## BEGIN COLLECTED DATA

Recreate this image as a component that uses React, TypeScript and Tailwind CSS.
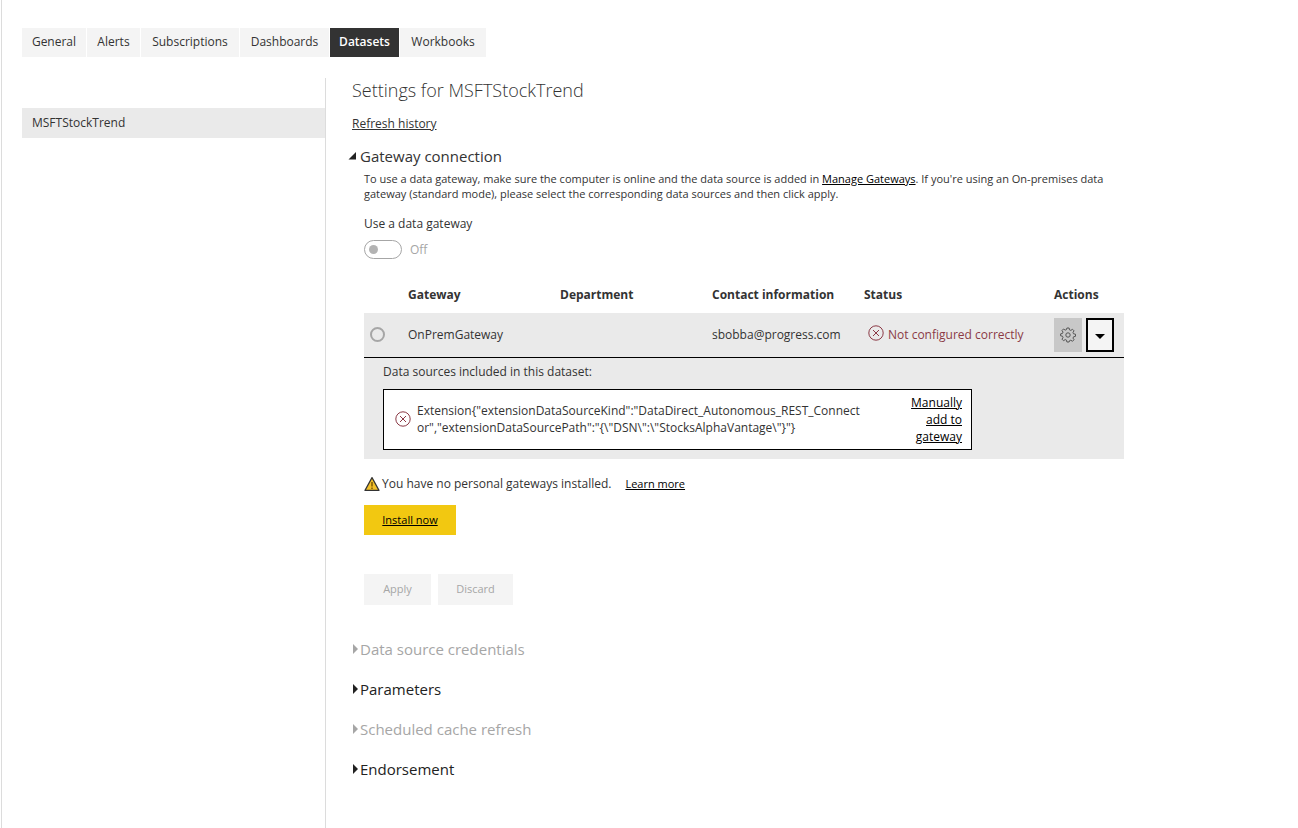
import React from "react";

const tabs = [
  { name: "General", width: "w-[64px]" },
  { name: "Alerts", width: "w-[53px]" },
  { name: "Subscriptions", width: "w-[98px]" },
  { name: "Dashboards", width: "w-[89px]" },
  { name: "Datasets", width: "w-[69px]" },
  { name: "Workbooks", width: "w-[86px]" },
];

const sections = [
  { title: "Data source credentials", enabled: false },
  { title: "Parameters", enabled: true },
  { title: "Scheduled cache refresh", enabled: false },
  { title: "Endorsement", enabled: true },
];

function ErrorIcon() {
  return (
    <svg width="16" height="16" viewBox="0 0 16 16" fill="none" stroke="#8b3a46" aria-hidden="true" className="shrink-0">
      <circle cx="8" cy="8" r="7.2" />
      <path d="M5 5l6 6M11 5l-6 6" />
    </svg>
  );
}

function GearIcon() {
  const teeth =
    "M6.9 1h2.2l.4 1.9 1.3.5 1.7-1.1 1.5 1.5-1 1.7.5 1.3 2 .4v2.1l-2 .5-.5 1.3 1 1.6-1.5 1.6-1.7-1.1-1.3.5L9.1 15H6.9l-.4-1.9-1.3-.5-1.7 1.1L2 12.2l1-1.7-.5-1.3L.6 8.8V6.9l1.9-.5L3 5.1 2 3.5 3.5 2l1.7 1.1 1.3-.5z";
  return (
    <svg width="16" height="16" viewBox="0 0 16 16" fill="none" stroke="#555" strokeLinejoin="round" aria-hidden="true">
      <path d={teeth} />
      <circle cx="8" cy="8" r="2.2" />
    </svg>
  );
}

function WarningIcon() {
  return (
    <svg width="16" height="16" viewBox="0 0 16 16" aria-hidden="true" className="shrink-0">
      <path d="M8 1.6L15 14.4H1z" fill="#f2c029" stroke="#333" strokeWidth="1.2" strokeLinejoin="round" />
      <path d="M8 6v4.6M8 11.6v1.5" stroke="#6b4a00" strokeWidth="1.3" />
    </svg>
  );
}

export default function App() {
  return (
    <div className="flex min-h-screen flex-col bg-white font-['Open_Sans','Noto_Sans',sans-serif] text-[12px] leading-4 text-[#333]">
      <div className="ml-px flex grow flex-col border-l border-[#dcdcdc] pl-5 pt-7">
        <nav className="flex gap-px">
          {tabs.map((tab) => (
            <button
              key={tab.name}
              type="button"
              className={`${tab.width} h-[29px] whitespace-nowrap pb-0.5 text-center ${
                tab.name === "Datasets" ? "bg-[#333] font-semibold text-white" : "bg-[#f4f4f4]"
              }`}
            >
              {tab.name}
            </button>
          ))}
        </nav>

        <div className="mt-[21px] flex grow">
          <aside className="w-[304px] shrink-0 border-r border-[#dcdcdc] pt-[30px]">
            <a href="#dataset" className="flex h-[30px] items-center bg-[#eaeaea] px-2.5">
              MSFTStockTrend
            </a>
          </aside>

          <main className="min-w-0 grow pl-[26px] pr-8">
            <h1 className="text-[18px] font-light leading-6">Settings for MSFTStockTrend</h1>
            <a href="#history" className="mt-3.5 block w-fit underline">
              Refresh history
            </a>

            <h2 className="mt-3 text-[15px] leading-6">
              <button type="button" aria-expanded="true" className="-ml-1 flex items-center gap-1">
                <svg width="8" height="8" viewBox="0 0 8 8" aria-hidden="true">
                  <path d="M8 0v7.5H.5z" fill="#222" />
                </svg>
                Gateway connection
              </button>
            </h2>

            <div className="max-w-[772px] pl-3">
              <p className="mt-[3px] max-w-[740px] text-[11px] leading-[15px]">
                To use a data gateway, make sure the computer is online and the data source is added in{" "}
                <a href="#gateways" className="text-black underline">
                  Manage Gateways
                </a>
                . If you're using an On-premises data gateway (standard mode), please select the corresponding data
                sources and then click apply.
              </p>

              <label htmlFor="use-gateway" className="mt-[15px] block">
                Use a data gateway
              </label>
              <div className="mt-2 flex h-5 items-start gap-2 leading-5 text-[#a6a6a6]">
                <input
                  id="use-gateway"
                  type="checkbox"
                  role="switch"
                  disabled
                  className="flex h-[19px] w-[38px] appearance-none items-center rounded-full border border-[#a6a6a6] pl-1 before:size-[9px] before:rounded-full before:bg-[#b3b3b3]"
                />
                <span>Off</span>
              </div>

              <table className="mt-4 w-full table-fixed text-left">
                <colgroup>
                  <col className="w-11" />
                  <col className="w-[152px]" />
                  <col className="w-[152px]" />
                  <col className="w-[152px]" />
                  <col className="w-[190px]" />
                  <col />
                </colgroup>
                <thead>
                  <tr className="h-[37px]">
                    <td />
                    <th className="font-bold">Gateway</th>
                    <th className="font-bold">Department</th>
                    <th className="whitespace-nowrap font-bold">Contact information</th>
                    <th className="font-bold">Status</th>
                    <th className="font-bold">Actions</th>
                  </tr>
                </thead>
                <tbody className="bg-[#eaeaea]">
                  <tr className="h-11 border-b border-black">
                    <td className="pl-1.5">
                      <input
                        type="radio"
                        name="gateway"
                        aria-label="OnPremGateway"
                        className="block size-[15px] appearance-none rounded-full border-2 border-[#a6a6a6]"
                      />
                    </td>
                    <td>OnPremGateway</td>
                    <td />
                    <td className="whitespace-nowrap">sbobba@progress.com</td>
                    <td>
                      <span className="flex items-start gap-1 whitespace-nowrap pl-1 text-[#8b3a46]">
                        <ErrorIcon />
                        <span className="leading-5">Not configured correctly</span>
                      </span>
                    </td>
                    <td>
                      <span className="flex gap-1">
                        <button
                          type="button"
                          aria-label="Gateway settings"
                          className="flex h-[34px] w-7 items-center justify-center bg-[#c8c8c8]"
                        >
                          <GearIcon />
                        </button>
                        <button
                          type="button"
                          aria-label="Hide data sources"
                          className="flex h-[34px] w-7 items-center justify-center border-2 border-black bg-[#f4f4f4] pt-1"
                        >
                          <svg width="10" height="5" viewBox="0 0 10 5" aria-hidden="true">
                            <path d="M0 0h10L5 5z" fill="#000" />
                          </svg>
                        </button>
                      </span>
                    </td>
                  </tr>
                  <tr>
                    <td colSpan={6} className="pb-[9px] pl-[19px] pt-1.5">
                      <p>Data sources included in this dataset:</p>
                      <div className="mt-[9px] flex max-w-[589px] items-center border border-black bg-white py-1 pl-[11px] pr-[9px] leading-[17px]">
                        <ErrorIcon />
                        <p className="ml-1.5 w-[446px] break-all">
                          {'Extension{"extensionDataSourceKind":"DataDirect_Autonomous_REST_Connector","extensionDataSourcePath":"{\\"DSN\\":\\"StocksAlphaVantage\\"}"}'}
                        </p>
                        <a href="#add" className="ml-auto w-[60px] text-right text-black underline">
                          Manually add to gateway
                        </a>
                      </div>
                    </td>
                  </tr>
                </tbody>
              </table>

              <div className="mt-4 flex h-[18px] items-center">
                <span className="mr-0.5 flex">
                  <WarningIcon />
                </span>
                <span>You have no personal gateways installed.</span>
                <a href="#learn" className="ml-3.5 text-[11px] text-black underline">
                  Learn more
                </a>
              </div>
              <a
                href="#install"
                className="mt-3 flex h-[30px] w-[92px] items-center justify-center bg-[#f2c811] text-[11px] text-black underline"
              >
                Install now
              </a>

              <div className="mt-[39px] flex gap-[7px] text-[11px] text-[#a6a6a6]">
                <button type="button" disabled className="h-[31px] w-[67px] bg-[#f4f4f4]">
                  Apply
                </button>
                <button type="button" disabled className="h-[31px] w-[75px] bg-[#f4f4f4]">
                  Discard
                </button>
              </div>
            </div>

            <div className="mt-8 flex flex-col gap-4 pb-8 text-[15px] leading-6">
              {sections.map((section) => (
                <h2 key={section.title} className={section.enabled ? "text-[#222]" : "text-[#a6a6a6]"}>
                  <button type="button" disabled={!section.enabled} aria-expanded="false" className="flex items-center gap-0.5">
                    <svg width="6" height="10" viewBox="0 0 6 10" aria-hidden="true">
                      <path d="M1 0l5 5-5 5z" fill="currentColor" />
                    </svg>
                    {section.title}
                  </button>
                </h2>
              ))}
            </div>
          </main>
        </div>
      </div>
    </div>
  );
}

## END COLLECTED DATA

Restate the material word for word from its first line through the line containing "import React from", both included; the pictures do not belong in it.

## ANSWER IN FULL
Recreate this image as a component that uses React, TypeScript and Tailwind CSS.
import React from "react";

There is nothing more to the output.